African boyholding Lifelight by Lifeline Energy

The solar-powered Lifelight by Lifeline Energy is one of the technologies on the Energy Map (Lifeline Energy)

Santa Clara University in California and social-enterprise information company Ayllu have created the Energy Map Web site that offers graphs and analyses of 40 social enterprises in 16 countries that bring electricity or alternative fuel to communities of 500 to 500,000 people each. All 40 of the sites involve energy produced or consumed outside of established power distribution networks.

Visitors to the Energy Map can get an overview of the types of distribution systems, business models, technologies, and product designs being employed. The map also provides detailed financial and business model profiles of the companies bringing electricity and clean fuel to these communities around the world.
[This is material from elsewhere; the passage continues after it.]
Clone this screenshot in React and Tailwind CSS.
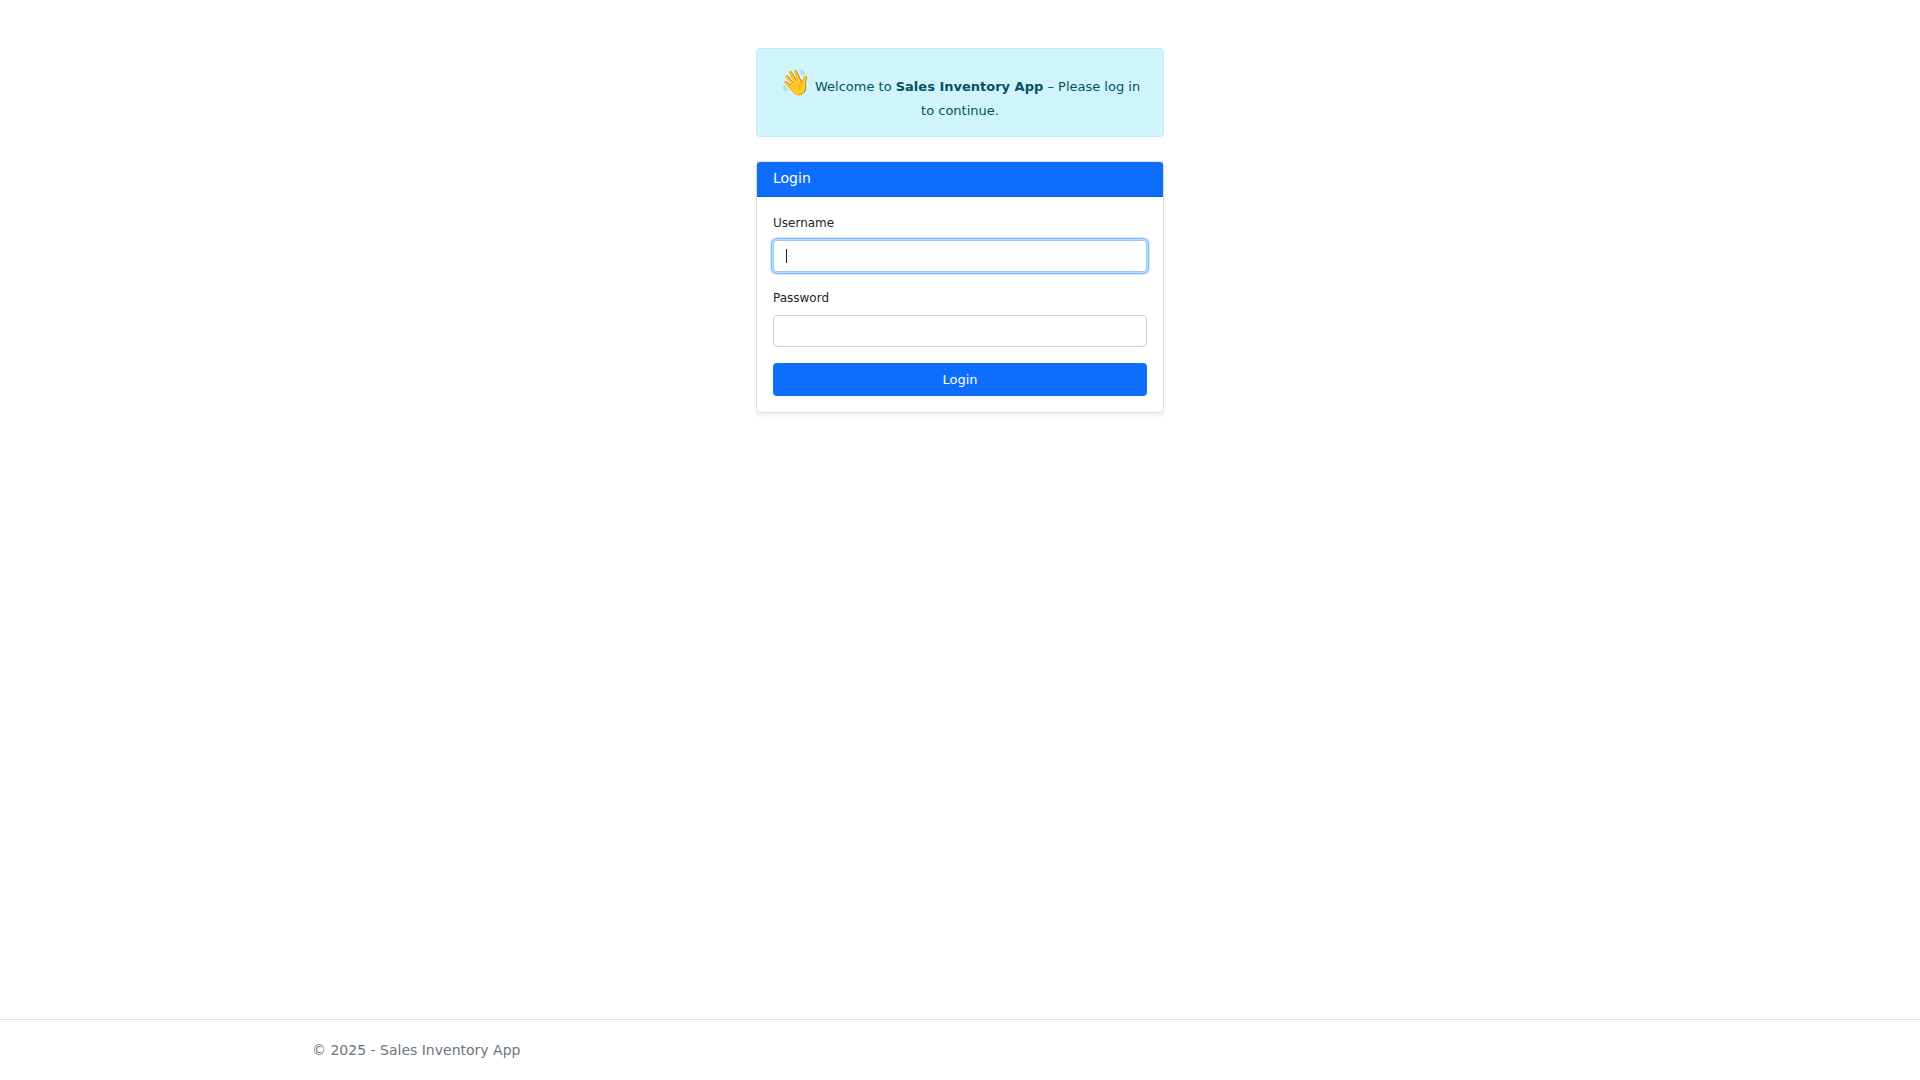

Santa Clara’s Center for Science, Technology, and Society (CSTS) estimates that 1.4 billion people live in areas of the world so remote that no major electricity grid projects are expected to come their way for years. And some three billion people must cook with polluting, unhealthy stoves or over open fires.

The 40 enterprises on the map serve several million customers. They include a company in India turning discarded rice husks into affordable electricity for villagers, as well as a Nicaraguan company that trains workers to build and maintain hybrid energy plants. Also among the sites is a Nigerian company that turns cow slaughterhouse waste into electricity. Each of the companies on the Energy Map has either won a Tech Award from the Silicon Valley-based Tech Museum or has gone through Santa Clara’s Global Social Benefit Incubator, an eight-month capacity- and skill-building program offered by CSTS.

The university says the Energy Map offers NGOs, funders, and investors a snapshot of promising off-grid energy solutions serving remote and rural regions. The map can also offer ideas to other social entrepreneurs crafting solutions in their communities.